Supplied information ▸
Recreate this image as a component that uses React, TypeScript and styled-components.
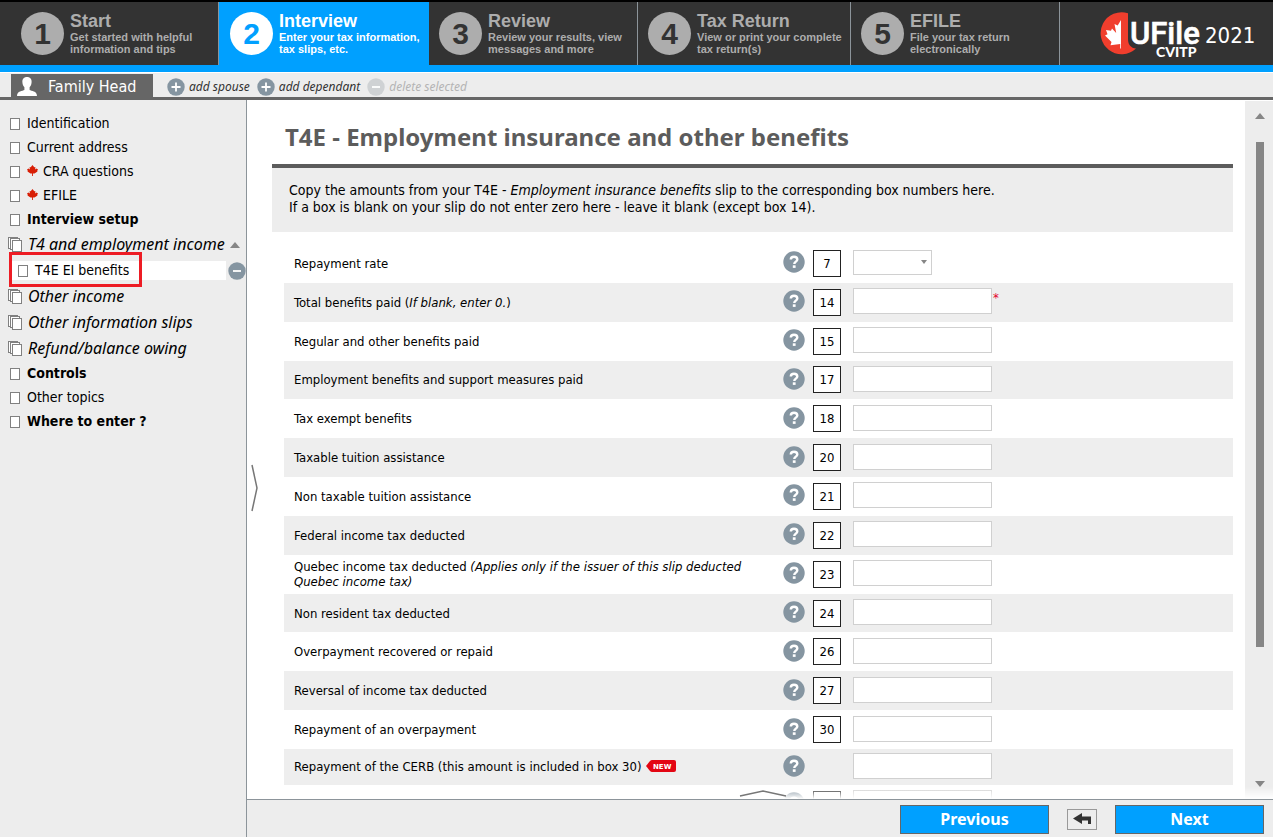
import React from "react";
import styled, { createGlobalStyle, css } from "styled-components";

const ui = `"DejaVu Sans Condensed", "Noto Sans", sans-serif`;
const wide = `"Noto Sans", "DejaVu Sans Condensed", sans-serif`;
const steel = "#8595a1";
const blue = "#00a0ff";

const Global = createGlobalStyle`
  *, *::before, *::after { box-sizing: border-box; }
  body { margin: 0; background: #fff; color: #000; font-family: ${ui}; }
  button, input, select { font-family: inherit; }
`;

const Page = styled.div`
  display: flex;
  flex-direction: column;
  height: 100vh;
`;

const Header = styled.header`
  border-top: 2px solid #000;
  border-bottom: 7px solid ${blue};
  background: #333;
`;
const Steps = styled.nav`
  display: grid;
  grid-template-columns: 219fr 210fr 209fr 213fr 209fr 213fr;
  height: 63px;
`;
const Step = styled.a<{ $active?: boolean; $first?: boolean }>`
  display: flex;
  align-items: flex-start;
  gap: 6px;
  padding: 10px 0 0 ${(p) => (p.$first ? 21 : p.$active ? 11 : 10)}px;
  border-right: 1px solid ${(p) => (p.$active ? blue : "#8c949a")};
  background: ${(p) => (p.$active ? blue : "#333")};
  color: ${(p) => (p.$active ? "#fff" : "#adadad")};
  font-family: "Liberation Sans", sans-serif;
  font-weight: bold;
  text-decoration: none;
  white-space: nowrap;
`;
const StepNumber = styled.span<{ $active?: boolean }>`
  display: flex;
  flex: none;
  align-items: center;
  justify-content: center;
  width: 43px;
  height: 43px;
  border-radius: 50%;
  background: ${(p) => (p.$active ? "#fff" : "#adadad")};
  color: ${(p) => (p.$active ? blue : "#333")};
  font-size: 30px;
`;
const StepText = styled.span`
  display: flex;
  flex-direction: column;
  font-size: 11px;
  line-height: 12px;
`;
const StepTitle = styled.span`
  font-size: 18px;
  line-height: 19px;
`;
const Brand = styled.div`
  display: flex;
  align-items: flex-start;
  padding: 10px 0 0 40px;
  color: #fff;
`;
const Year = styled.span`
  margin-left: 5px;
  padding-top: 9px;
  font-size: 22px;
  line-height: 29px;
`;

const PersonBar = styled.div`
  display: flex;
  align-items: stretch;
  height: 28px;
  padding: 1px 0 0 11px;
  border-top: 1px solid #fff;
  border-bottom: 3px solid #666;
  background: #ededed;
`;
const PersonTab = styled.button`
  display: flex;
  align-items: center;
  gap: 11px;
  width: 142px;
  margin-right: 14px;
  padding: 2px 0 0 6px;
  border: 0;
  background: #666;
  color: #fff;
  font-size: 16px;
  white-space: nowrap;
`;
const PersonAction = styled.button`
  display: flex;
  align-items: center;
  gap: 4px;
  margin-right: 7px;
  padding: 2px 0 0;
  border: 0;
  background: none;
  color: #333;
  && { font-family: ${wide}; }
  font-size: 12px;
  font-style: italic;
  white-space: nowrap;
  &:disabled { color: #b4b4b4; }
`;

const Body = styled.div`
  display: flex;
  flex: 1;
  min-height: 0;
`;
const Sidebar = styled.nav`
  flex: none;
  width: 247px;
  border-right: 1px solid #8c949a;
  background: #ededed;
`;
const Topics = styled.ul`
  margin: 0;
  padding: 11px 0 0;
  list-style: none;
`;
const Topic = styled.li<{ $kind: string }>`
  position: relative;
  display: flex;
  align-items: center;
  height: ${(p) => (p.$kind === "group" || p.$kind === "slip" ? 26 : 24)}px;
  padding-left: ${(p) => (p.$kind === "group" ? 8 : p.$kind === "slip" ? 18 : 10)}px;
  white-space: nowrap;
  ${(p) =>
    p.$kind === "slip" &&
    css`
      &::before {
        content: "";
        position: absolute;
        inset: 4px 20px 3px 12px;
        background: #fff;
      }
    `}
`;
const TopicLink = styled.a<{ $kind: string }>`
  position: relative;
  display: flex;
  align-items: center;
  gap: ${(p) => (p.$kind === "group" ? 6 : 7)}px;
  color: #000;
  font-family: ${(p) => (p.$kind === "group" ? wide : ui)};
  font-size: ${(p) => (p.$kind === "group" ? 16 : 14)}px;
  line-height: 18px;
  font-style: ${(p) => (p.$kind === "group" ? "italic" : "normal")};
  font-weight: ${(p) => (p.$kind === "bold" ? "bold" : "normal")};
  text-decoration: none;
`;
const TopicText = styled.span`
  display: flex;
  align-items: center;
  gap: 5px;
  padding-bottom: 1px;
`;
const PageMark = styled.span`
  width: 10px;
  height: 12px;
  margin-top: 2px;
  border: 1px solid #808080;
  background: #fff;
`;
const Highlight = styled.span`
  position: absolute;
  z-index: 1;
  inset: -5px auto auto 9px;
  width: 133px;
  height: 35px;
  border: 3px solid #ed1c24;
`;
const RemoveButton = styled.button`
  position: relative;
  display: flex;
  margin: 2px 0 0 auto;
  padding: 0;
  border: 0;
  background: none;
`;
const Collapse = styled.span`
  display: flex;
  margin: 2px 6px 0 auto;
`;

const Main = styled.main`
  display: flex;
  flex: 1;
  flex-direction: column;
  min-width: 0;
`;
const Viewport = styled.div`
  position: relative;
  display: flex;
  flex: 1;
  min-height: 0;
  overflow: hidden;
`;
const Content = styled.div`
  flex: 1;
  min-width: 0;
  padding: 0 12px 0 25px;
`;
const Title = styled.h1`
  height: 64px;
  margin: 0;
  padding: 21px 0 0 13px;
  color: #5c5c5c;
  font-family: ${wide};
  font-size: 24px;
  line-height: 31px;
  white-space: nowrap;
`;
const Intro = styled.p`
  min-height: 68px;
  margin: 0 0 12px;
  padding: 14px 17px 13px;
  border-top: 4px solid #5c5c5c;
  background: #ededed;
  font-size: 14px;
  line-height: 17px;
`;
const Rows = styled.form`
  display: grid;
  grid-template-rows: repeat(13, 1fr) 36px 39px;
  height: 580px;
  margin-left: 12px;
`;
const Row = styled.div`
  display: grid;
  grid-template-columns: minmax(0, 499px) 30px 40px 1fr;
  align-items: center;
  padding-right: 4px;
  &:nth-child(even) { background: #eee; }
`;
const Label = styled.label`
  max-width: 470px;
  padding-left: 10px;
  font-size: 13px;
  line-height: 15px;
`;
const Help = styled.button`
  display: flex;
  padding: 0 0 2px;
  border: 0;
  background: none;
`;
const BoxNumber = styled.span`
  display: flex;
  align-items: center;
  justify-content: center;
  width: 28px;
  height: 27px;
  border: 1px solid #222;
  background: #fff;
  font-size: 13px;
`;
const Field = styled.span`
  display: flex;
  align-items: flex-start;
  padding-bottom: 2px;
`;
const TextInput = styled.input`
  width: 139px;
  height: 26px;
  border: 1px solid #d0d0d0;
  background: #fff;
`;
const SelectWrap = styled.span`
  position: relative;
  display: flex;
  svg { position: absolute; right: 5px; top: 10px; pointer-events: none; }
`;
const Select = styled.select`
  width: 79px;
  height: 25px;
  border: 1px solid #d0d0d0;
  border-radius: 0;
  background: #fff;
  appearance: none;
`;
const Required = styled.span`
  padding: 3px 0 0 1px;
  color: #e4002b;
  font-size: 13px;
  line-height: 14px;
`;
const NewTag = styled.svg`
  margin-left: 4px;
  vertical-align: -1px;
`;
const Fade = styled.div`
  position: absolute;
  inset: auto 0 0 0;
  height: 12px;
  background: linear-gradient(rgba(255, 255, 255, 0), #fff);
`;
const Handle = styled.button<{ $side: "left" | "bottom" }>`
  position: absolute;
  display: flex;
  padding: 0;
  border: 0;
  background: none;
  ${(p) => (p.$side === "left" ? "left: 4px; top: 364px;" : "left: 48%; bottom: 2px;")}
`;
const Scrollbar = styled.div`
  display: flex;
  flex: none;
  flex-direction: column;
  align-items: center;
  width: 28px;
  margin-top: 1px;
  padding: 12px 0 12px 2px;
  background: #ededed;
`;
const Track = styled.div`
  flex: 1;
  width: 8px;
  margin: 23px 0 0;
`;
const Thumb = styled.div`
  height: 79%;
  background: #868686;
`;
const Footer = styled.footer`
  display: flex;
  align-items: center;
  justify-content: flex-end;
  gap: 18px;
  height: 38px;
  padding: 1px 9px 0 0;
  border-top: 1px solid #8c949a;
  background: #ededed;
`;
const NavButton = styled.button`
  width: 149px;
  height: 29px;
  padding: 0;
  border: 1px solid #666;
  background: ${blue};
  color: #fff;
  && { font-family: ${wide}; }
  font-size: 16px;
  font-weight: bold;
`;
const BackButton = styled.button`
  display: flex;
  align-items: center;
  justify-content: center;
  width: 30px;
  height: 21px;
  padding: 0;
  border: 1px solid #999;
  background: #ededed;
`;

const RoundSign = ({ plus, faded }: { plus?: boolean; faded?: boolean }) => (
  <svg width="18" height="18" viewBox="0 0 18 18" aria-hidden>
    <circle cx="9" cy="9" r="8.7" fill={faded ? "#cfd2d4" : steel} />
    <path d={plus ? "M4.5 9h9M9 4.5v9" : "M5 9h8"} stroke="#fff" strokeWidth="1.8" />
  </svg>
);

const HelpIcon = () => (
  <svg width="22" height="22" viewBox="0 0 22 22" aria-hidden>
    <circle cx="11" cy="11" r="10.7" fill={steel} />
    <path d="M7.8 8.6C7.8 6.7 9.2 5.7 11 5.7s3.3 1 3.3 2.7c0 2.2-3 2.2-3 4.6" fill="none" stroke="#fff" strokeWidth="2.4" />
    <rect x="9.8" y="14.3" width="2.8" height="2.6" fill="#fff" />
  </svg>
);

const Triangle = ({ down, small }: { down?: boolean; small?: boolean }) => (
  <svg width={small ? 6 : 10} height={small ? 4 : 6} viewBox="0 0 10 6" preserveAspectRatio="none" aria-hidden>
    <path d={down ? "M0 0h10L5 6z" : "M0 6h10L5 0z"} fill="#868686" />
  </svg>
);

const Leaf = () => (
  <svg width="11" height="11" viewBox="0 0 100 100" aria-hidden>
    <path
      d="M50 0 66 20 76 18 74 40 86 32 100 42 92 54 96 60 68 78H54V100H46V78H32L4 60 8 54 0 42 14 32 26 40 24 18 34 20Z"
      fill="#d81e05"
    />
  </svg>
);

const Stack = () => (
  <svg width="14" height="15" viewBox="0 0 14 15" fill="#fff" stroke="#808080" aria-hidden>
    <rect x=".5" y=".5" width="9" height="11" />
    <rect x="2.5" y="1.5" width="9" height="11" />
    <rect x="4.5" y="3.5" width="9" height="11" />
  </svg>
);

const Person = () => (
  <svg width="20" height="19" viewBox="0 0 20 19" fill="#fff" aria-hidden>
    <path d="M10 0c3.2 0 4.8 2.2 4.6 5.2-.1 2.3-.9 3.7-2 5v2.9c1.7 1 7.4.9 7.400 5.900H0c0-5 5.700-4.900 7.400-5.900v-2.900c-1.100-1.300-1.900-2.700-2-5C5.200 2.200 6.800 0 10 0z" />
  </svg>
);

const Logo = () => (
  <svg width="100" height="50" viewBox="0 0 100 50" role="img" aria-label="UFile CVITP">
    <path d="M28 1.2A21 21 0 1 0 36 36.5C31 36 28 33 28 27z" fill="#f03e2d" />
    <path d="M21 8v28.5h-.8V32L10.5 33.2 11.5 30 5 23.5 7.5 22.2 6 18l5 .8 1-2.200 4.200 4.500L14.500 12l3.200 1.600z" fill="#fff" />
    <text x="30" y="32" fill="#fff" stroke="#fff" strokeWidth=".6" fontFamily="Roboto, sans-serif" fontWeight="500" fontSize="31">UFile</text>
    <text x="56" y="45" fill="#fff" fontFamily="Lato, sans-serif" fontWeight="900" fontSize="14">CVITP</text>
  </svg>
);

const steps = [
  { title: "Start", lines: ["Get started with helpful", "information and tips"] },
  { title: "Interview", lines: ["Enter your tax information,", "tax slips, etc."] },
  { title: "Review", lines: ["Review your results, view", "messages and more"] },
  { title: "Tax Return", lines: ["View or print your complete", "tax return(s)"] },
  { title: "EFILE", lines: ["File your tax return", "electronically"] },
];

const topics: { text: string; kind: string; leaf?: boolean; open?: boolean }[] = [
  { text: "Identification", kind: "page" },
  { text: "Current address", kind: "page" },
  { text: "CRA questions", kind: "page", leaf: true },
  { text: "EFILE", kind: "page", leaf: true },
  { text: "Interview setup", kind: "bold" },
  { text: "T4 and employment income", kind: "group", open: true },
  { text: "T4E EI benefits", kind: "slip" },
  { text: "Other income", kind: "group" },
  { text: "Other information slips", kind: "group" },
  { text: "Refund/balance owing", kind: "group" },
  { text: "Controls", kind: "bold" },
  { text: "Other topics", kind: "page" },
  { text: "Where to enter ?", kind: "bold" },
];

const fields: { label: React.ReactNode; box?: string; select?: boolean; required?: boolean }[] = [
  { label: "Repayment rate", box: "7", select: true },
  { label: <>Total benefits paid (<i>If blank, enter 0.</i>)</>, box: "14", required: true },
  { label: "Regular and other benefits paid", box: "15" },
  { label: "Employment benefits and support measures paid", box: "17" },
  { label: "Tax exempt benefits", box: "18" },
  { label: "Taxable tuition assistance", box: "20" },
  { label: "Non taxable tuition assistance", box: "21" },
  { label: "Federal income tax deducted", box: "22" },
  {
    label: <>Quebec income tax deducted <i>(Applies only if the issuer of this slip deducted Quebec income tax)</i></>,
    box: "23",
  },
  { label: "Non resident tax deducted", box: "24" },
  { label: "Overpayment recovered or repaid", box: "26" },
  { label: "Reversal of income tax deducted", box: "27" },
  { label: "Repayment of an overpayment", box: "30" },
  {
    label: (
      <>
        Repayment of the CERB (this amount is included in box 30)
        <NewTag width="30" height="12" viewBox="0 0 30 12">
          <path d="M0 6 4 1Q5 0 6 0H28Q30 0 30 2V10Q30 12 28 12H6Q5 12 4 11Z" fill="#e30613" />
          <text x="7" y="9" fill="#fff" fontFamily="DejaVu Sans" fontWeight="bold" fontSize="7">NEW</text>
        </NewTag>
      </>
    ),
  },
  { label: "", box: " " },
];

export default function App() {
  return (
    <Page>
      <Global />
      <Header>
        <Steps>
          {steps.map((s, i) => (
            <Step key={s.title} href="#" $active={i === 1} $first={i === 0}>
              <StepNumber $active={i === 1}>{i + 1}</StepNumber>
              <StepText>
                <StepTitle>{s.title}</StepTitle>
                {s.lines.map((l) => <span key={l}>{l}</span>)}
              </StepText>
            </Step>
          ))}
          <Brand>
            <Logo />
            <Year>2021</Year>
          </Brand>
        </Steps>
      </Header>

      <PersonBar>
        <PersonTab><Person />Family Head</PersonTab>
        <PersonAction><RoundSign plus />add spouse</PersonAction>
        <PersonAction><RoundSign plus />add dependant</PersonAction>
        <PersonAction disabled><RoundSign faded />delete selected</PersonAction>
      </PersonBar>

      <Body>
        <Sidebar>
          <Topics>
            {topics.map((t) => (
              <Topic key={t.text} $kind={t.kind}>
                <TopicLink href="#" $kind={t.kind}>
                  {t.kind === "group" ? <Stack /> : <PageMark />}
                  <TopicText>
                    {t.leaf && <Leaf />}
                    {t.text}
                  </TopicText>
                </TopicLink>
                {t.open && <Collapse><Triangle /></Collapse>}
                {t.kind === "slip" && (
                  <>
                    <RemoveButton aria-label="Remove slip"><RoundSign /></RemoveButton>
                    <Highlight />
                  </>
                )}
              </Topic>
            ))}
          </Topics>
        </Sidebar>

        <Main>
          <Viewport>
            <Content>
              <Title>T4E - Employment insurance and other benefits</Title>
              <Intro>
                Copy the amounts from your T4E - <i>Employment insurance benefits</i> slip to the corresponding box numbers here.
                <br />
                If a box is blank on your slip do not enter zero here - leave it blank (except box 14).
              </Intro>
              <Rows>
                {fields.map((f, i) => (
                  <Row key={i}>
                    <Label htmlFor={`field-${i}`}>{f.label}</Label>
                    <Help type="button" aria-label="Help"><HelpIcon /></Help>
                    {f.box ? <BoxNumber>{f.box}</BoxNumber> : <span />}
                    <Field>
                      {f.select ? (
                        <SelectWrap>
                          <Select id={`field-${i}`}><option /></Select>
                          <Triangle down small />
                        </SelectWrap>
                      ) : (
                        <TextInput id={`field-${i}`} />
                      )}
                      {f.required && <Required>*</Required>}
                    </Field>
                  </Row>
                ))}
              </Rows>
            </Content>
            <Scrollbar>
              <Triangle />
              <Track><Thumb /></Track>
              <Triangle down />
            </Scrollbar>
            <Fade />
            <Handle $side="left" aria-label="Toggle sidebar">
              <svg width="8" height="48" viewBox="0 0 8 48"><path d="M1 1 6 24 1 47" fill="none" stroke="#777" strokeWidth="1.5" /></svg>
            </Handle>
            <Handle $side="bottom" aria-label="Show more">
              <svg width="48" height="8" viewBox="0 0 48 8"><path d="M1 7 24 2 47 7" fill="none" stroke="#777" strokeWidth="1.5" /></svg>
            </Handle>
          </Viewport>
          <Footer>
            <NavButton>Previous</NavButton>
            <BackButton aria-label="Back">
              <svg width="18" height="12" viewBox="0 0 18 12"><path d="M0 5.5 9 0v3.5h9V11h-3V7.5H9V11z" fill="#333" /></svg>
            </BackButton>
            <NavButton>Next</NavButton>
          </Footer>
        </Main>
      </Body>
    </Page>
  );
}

Problem description ▸
Copy each line in the data that holds the word "components".

Exercise output ▸
Recreate this image as a component that uses React, TypeScript and styled-components.
import styled, { createGlobalStyle, css } from "styled-components";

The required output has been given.